During the presentation of their case below, the plaintiffs called Dr. Essig, a board-certified obstetrician, who testified that Froehlich should have responded to the hospital subsequent to the administering of the Pitocin to periodically monitor Jewett's condition; that Froehlich should have performed the Cesarean section when bradycardia was first detected by the fetal monitor; that an intrauterine catheter should have been utilized by Froehlich to monitor the situation; that Froehlich departed from acceptable standards of care in his treatment of Jewett; and that Froehlich's departure from the proper standards of care was the proximate cause of Brandon's death. Essig did concede during cross-examination that the standards announced by ACOG are the minimal accepted standards for his specialty. This observation was supported by the testimony of Dr. Levine and Dr. O'Grady, expert medical witnesses called on behalf of the defendants. Moreover, while Essig did admit that the ACOG standards did not require the use of an intrauterine catheter in all cases and, further, that the Cesarean section was performed within the acceptable period of time (thirty minutes) set forth under the ACOG standards, he was adamant that the decision to perform the Cesarean section should have been made at or near the time that bradycardia was first detected by the fetal monitor and that Froehlich's delay in making that decision was a departure from acceptable standards of care.
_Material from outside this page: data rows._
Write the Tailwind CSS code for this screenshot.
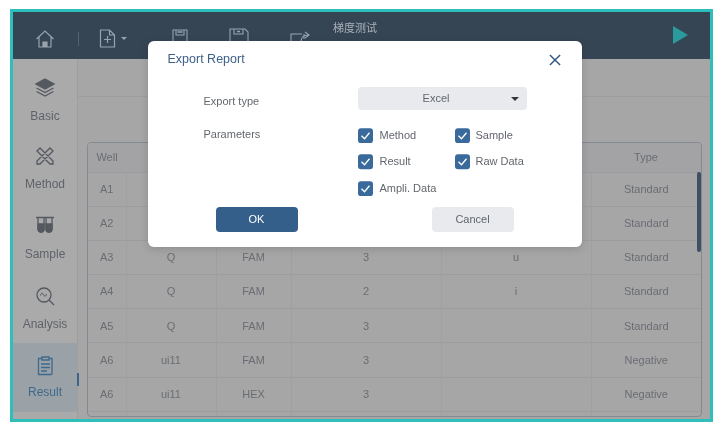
<!DOCTYPE html>
<html lang="en">
  <head>
    <meta charset="UTF-8">
    <title>Export Report</title>
    <script src="https://cdn.jsdelivr.net/npm/@tailwindcss/browser@4"></script>
  </head>
  <body class="font-['Liberation_Sans','Noto_Sans_CJK_SC',sans-serif] bg-white">
    <div class="w-[722px] h-[429px] bg-white pt-[9px] pl-[10px] pr-[9px] pb-[7px] overflow-hidden blur-[0.6px]">
      <div class="relative w-full h-full border-[3.5px] border-[#2fbfbb] bg-[#a6a6a7] flex flex-col overflow-hidden">

        <!-- top bar -->
        <header class="relative h-[47px] shrink-0 bg-[#364554] flex items-center text-[#98a3ad]">
          <div class="w-[65px] flex justify-center pt-[6px] pr-[2px]">
            <svg class="w-[20px] h-[20px]" viewBox="0 0 20 20" fill="none" stroke="currentColor" stroke-width="1.2"><path d="M1.5 10 10 2l8.5 8M4 8v10h12V8"/><path d="M8 18v-5h4v5" fill="currentColor"/></svg>
          </div>
          <div class="w-px h-[14px] bg-[#566472] mt-[6px]"></div>
          <div class="flex items-center ml-[20px] pt-[6px]">
            <svg class="w-[17px] h-[19px]" viewBox="0 0 16 19" fill="none" stroke="currentColor" stroke-width="1.2"><path d="M1 1h9l5 5v12H1zM10 1v5h5M8 7v7M4.5 10.500h7"/></svg>
            <span class="ml-[5px] w-0 h-0 border-x-[3px] border-x-transparent border-t-[3px] border-t-[#98a3ad]"></span>
          </div>
          <div class="flex items-center gap-[41px] ml-[45px] pt-[2px]">
            <svg class="w-[16px] h-[17px]" viewBox="0 0 16 17" fill="none" stroke="currentColor" stroke-width="1.100"><path d="M1 16V2h14v14M4 2v5h8V2"/><path d="M5.500 4h5" stroke-width="1.500"/></svg>
            <svg class="w-[20px] h-[17px]" viewBox="0 0 20 17" fill="none" stroke="currentColor" stroke-width="1.100"><path d="M1 16V1h15l3 3v12M5 1v5h9V1"/><path d="M8 3.500h3" stroke-width="1.500"/></svg>
            <svg class="w-[22px] h-[17px] mt-[6px]" viewBox="0 0 22 17" fill="none" stroke="currentColor" stroke-width="1.100"><path d="M12 3H1v14M14 8V3l0 0M11 11c0-5 3-7 7-7M15 1l4 3-4 3"/></svg>
          </div>
          <span class="absolute left-[320px] top-[9px] text-[11px] leading-[14px] text-[#a9b1b9]">梯度测试</span>
          <span class="absolute left-[660px] top-[13.500px] w-0 h-0 border-y-[9px] border-y-transparent border-l-[15px] border-l-[#2b9a9c]"></span>
        </header>

        <div class="flex flex-1 min-h-0">
          <!-- side nav -->
          <nav class="relative w-[65px] shrink-0 pt-[6.500px] bg-[#aaaaab] border-r border-[#9e9e9f] flex flex-col text-[12px] text-[#5f6368]">
            <a class="h-[69.4px] flex flex-col items-center pt-[12px]">
              <svg class="w-[20px] h-[19px] text-[#54595f]" viewBox="0 0 20 19" fill="none" stroke="currentColor" stroke-width="1.300"><path d="M10 1 19 6l-9 5-9-5z" fill="currentColor"/><path d="M1.500 10 10 14.500 18.500 10M1.500 13.500 10 18l8.500-4.500"/></svg>
              <span class="mt-[12.500px] leading-[14px]">Basic</span>
            </a>
            <a class="h-[69.4px] flex flex-col items-center pt-[11.500px]">
              <svg class="w-[20px] h-[20px] text-[#54595f]" viewBox="0 0 20 20" fill="none" stroke="currentColor" stroke-width="1.300"><path d="M2 5 5 2l13 13v3h-3zM15 2l3 3L5 18l-3 0 0-3z"/></svg>
              <span class="mt-[11px] leading-[14px]">Method</span>
            </a>
            <a class="h-[69.4px] flex flex-col items-center pt-[12px]">
              <svg class="w-[18px] h-[18px] text-[#54595f]" viewBox="0 0 18 18" fill="none" stroke="currentColor" stroke-width="1.300"><path d="M0 1.500h18M2 2v11a3 3 0 0 0 6 0V2M10 2v11a3 3 0 0 0 6 0V2"/><path d="M2 8h6v5a3 3 0 0 1-6 0zM10 8h6v5a3 3 0 0 1-6 0z" fill="currentColor"/></svg>
              <span class="mt-[13px] leading-[14px]">Sample</span>
            </a>
            <a class="h-[69.4px] flex flex-col items-center pt-[12px]">
              <svg class="w-[20px] h-[20px] text-[#54595f]" viewBox="0 0 20 20" fill="none" stroke="currentColor" stroke-width="1.300"><circle cx="9" cy="9" r="7"/><path d="m14 14 5 5"/><path d="M5.500 9.500c1-3 2-3 3-.8s2 2.300 3-.7" stroke-width="1"/></svg>
              <span class="mt-[11px] leading-[14px]">Analysis</span>
            </a>
            <a class="h-[69.4px] flex flex-col items-center pt-[12.500px] bg-[#9aa1a7] text-[#3f6a8c]">
              <svg class="w-[17px] h-[20px]" viewBox="0 0 17 20" fill="none" stroke="currentColor" stroke-width="1.300"><path d="M5 2.500H1.500v16h12.500a1 1 0 0 0 1-1V2.500h-3.500M5 1h7v3H5zM4 8h9M4 11.500h9M4 15h6"/></svg>
              <span class="mt-[9.500px] leading-[14px]">Result</span>
            </a>
            <span class="absolute right-[-2px] top-[314px] w-[2px] h-[13px] bg-[#3a6488]"></span>
          </nav>

          <!-- main content -->
          <main class="flex-1 min-w-0 flex flex-col">
            <div class="h-[38px] shrink-0 border-b border-[#9e9e9f]"></div>
            <div class="relative mt-[45px] ml-[9px] mr-[8px] h-[275px] border border-[#838a92] rounded-[4px] overflow-hidden text-[11px] text-[#6a6d72]">
              <table class="w-full table-fixed border-collapse text-center">
                <colgroup>
                  <col class="w-[38px]"><col class="w-[90px]"><col class="w-[75px]"><col class="w-[150px]"><col class="w-[150px]"><col>
                </colgroup>
                <thead>
                  <tr class="h-[29px] bg-[#a3a3a5] text-[#6a6d72]">
                    <th class="font-normal">Well</th><th></th><th></th><th></th><th></th><th class="font-normal">Type</th>
                  </tr>
                </thead>
                <tbody class="[&_tr]:h-[34.200px] [&_tr]:border-t [&_tr]:border-[#9d9d9f] [&_td]:border-l [&_td]:border-[#a0a0a2] [&_td:first-child]:border-l-0">
                  <tr><td>A1</td><td></td><td></td><td></td><td></td><td>Standard</td></tr>
                  <tr><td>A2</td><td></td><td></td><td></td><td></td><td>Standard</td></tr>
                  <tr><td>A3</td><td>Q</td><td>FAM</td><td>3</td><td>u</td><td>Standard</td></tr>
                  <tr><td>A4</td><td>Q</td><td>FAM</td><td>2</td><td>i</td><td>Standard</td></tr>
                  <tr><td>A5</td><td>Q</td><td>FAM</td><td>3</td><td></td><td>Standard</td></tr>
                  <tr><td>A6</td><td>ui11</td><td>FAM</td><td>3</td><td></td><td>Negative</td></tr>
                  <tr><td>A6</td><td>ui11</td><td>HEX</td><td>3</td><td></td><td>Negative</td></tr>
                  <tr><td></td><td></td><td></td><td></td><td></td><td></td></tr>
                </tbody>
              </table>
              <span class="absolute right-[0.500px] top-[29px] w-[3.500px] h-[80px] rounded-full bg-[#3f5066]"></span>
            </div>
          </main>
        </div>

        <!-- export dialog -->
        <div class="absolute left-[134.500px] top-[28.500px] w-[434px] h-[206px] bg-white rounded-[6px] shadow-[0_2px_8px_rgba(0,0,0,0.15)] pt-[10px] text-[11px] text-[#63676d]" role="dialog" aria-modal="true">
          <div class="flex items-center justify-between pl-[20px] pr-[21px] h-[18px]">
            <h3 class="text-[12.500px] font-normal text-[#3e6089]">Export Report</h3>
            <svg class="w-[12px] h-[12px] text-[#36577f]" viewBox="0 0 13 13" fill="none" stroke="currentColor" stroke-width="1.600"><path d="m1 1 11 11M12 1 1 12"/></svg>
          </div>
          <div class="flex mt-[18px]">
            <div class="w-[210px] pl-[56px] flex flex-col">
              <span class="h-[23px] leading-[23px] mt-[3px]">Export type</span>
              <span class="mt-[12px] leading-[18px]">Parameters</span>
            </div>
            <div>
              <div class="relative w-[169px] h-[23px] rounded-[4px] bg-[#e8eaee] pr-[12px] text-center leading-[23px]">
                Excel
                <span class="absolute right-[8px] top-[10px] w-0 h-0 border-x-[4px] border-x-transparent border-t-[4px] border-t-[#33373d]"></span>
              </div>
              <div class="grid grid-cols-[97px_auto] gap-y-[11px] mt-[18px] leading-[15.500px]">
                <label class="flex items-center gap-[7px]"><svg class="w-[15px] h-[15.500px]" viewBox="0 0 15 15"><rect width="15" height="15" rx="3" fill="#3a6a9b"/><path d="m3.500 7.500 3 3 5-6" fill="none" stroke="#fff" stroke-width="1.300"/></svg>Method</label>
                <label class="flex items-center gap-[6px]"><svg class="w-[15px] h-[15.500px]" viewBox="0 0 15 15"><rect width="15" height="15" rx="3" fill="#3a6a9b"/><path d="m3.500 7.500 3 3 5-6" fill="none" stroke="#fff" stroke-width="1.300"/></svg>Sample</label>
                <label class="flex items-center gap-[7px]"><svg class="w-[15px] h-[15.500px]" viewBox="0 0 15 15"><rect width="15" height="15" rx="3" fill="#3a6a9b"/><path d="m3.500 7.500 3 3 5-6" fill="none" stroke="#fff" stroke-width="1.300"/></svg>Result</label>
                <label class="flex items-center gap-[6px]"><svg class="w-[15px] h-[15.500px]" viewBox="0 0 15 15"><rect width="15" height="15" rx="3" fill="#3a6a9b"/><path d="m3.500 7.500 3 3 5-6" fill="none" stroke="#fff" stroke-width="1.300"/></svg>Raw Data</label>
                <label class="flex items-center gap-[7px]"><svg class="w-[15px] h-[15.500px]" viewBox="0 0 15 15"><rect width="15" height="15" rx="3" fill="#3a6a9b"/><path d="m3.500 7.500 3 3 5-6" fill="none" stroke="#fff" stroke-width="1.300"/></svg>Ampli. Data</label>
              </div>
            </div>
          </div>
          <div class="flex justify-between pl-[68px] pr-[68px] mt-[10.500px]">
            <button class="w-[82px] h-[25px] rounded-[4px] bg-[#335f8a] text-white">OK</button>
            <button class="w-[82px] h-[25px] rounded-[4px] bg-[#e8eaee] text-[#63676d]">Cancel</button>
          </div>
        </div>
      </div>
    </div>
  </body>
</html>
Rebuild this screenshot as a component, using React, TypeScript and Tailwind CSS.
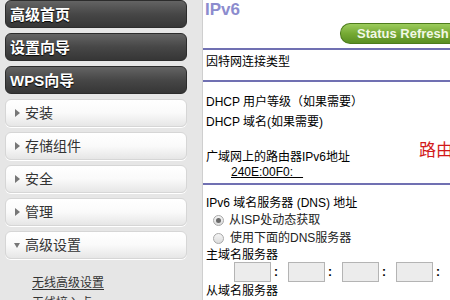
import React from "react";

const DARK_ITEMS = ["高级首页", "设置向导", "WPS向导"];
const LIGHT_ITEMS = ["安装", "存储组件", "安全", "管理"];

const DarkButton = ({ label }: { label: string }) => (
  <div className="h-[28px] rounded-[6px] border border-[#2c2c2c] bg-gradient-to-b from-[#646464] via-[#474747] to-[#363636] flex items-center pl-[4px] text-white text-[15px] font-bold leading-none [text-shadow:0_1px_1px_#000]">
    {label}
  </div>
);

const LightButton = ({ label, open }: { label: string; open?: boolean }) => (
  <div className="h-[28px] rounded-[6px] border border-[#d6d6d6] bg-gradient-to-b from-white via-[#fafafa] to-[#e6e6e6] flex items-center gap-[5px] pl-[9px] text-[#333] text-[14px] leading-none shadow-[0_1px_0_#fff]">
    {open ? (
      <span className="w-0 h-0 border-x-[3px] border-x-transparent border-t-[5px] border-t-[#777] ml-[-1px]" />
    ) : (
      <span className="w-0 h-0 border-y-[4px] border-y-transparent border-l-[5px] border-l-[#777]" />
    )}
    <span>{label}</span>
  </div>
);

const Radio = ({ checked }: { checked?: boolean }) => (
  <span className="w-[11px] h-[11px] rounded-full border border-[#a8a8a8] bg-gradient-to-b from-[#f4f4f4] to-[#dcdcdc] flex items-center justify-center">
    {checked && <span className="w-[5px] h-[5px] rounded-full bg-[#6a6a6a]" />}
  </span>
);

const Divider = () => <div className="h-[2px] bg-[#7070b2]" />;

export default function App() {
  return (
    <div className="w-[450px] h-[300px] overflow-hidden flex bg-white font-['Liberation_Sans','Noto_Sans_CJK_SC',sans-serif]">
      {/* sidebar */}
      <div className="w-[203px] shrink-0 bg-[#e6e6e6] border-r border-[#cfcfcf] pl-[5px] pr-[15px] flex flex-col">
        <div className="flex flex-col gap-[5px]">
          {DARK_ITEMS.map((d) => (
            <DarkButton key={d} label={d} />
          ))}
          {LIGHT_ITEMS.map((l) => (
            <LightButton key={l} label={l} />
          ))}
          <LightButton label="高级设置" open />
        </div>
        <div className="mt-[16px] pl-[27px] flex flex-col text-[12px] leading-[16px] text-[#333]">
          <span className="underline underline-offset-2">无线高级设置</span>
          <span className="mt-[4px]">无线接入点</span>
        </div>
      </div>

      {/* main panel */}
      <div className="flex-1 flex flex-col text-[12px] text-black">
        <div className="h-[20px] pl-[2px] text-[17px] font-bold leading-[20px] text-[#8c8cce]">IPv6</div>
        <div className="mt-[3px] h-[21px] flex justify-end">
          <div className="w-[110px] rounded-l-[10px] border border-r-0 border-[#4d7c1c] bg-gradient-to-b from-[#9ccc5c] via-[#76aa34] to-[#5a8f22] flex items-center pl-[16px] text-[13px] font-bold text-[#f2f8e6] whitespace-nowrap">
            Status Refresh
          </div>
        </div>
        <div className="mt-[4px]">
          <Divider />
        </div>
        <div className="h-[30px] pl-[3px] pt-[4px] leading-[16px]">因特网连接类型</div>
        <Divider />
        <div className="mt-[10px] pl-[3px] leading-[20px]">DHCP 用户等级（如果需要）</div>
        <div className="pl-[3px] leading-[20px]">DHCP 域名(如果需要)</div>
        <div className="mt-[11px] flex items-start justify-between">
          <span className="pl-[3px] mt-[6px] leading-[16px]">广域网上的路由器IPv6地址</span>
          <span className="mr-[-20px] text-[17px] leading-[16px] text-[#d21a1a] whitespace-nowrap">路由器</span>
        </div>
        <div className="pl-[28px] leading-[15px]">
          <span className="underline">240E:00F0:&nbsp;&nbsp;&nbsp;</span>
        </div>
        <div className="mt-[3px]">
          <Divider />
        </div>
        <div className="mt-[10px] pl-[3px] leading-[16px]">IPv6 域名服务器 (DNS) 地址</div>
        <div className="pl-[10px] flex items-center gap-[5px] leading-[16px] h-[16px] mt-[1px]">
          <Radio checked />
          <span className="text-[#222]">从ISP处动态获取</span>
        </div>
        <div className="pl-[10px] mt-[2px] flex items-center gap-[6px] leading-[16px] h-[16px]">
          <Radio />
          <span className="text-[#222]">使用下面的DNS服务器</span>
        </div>
        <div className="pl-[3px] leading-[13px] mt-[3px]">主域名服务器</div>
        <div className="pl-[31px] flex items-center h-[20px]">
          {[0, 1, 2, 3].map((i) => (
            <div key={i} className="flex items-center">
              <div className="w-[37px] h-[20px] border border-[#b4b4b4] bg-[#ececec]" />
              <span className="w-[17px] pl-[3px] font-bold leading-none">:</span>
            </div>
          ))}
        </div>
        <div className="pl-[3px] mt-[1px] leading-[16px]">从域名服务器</div>
      </div>
    </div>
  );
}
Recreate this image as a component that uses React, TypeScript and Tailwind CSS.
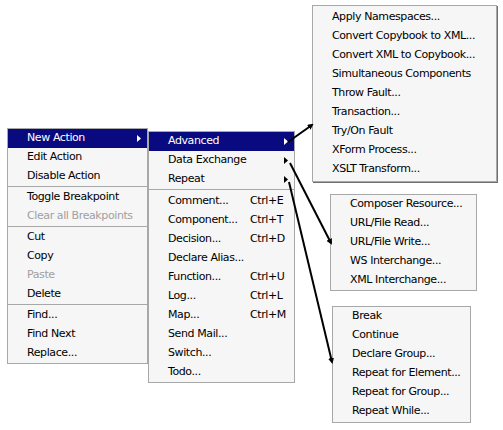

Although Levine and O'Grady disagreed with Essig's assessment of Froehlich's performance, we are convinced that the plaintiffs did, in fact, adduce evidence at trial that Froehlich departed from the acceptable standards of care in treating Jewett.
Evid.R. 703 provides that:
"The facts or data in the particular case upon which an expert bases an opinion or inference may be those perceived by him or admitted in evidence at the hearing."
"Data" is defined as "[o]rganized information generally used as the basis for an adjudication or decision" or "organized information, collected for specific purpose." Black's Law Dictionary (5 Ed.Rev.1979) 356.
In the instant case, after reviewing the record, we are convinced that the neonatologist's impression that Brandon suffered from "severe birth asphyxia" was a "learned statement of an observable condition falling under the definition of `data' or organized information." See Blakeman v. Condorodis (1991), 75 Ohio App.3d 393, 599 N.E.2d 776. Moreover, the hospital records containing the statement at issue were admitted into evidence at trial. We conclude, therefore, that Essig's testimony was not violative of Evid.R. 703. Likewise, contrary to the assertions of the defendants, we are not persuaded that Essig's testimony regarding the proximate cause of Brandon's injuries was speculative or devoid of foundation. Essig testified that he had reviewed various depositions, hospital records and fetal-monitor tracings and that based upon those sources, as well as his knowledge, training and experience as a physician, he was able to conclude that there was a proximate causal relationship between Brandon's asphyxia, brain damage and subsequent death and Froehlich's departure from the proper standards of care in treating Jewett. We conclude, therefore, that the trial court did not abuse its discretion when it overruled the defendants' motion to strike Essig's testimony. State v. Finnerty (1989), 45 Ohio St.3d 104, 543 N.E.2d 1233.
Accordingly, after construing the foregoing evidence most strongly in favor of the plaintiffs, we hold that reasonable minds could not come to but one conclusion upon the evidence submitted and that the jury below should have been permitted to pass on the questions of whether Froehlich acted negligently and whether that negligence was the proximate cause of Brandon's death. Strother v. Hutchinson (1981), 67 Ohio St.2d 282, 21 O.O.3d 177, 423 N.E.2d 467.
Judgment reversed and cause remanded.
GORMAN, P.J., SHANNON and HILDEBRANDT, JJ., concur.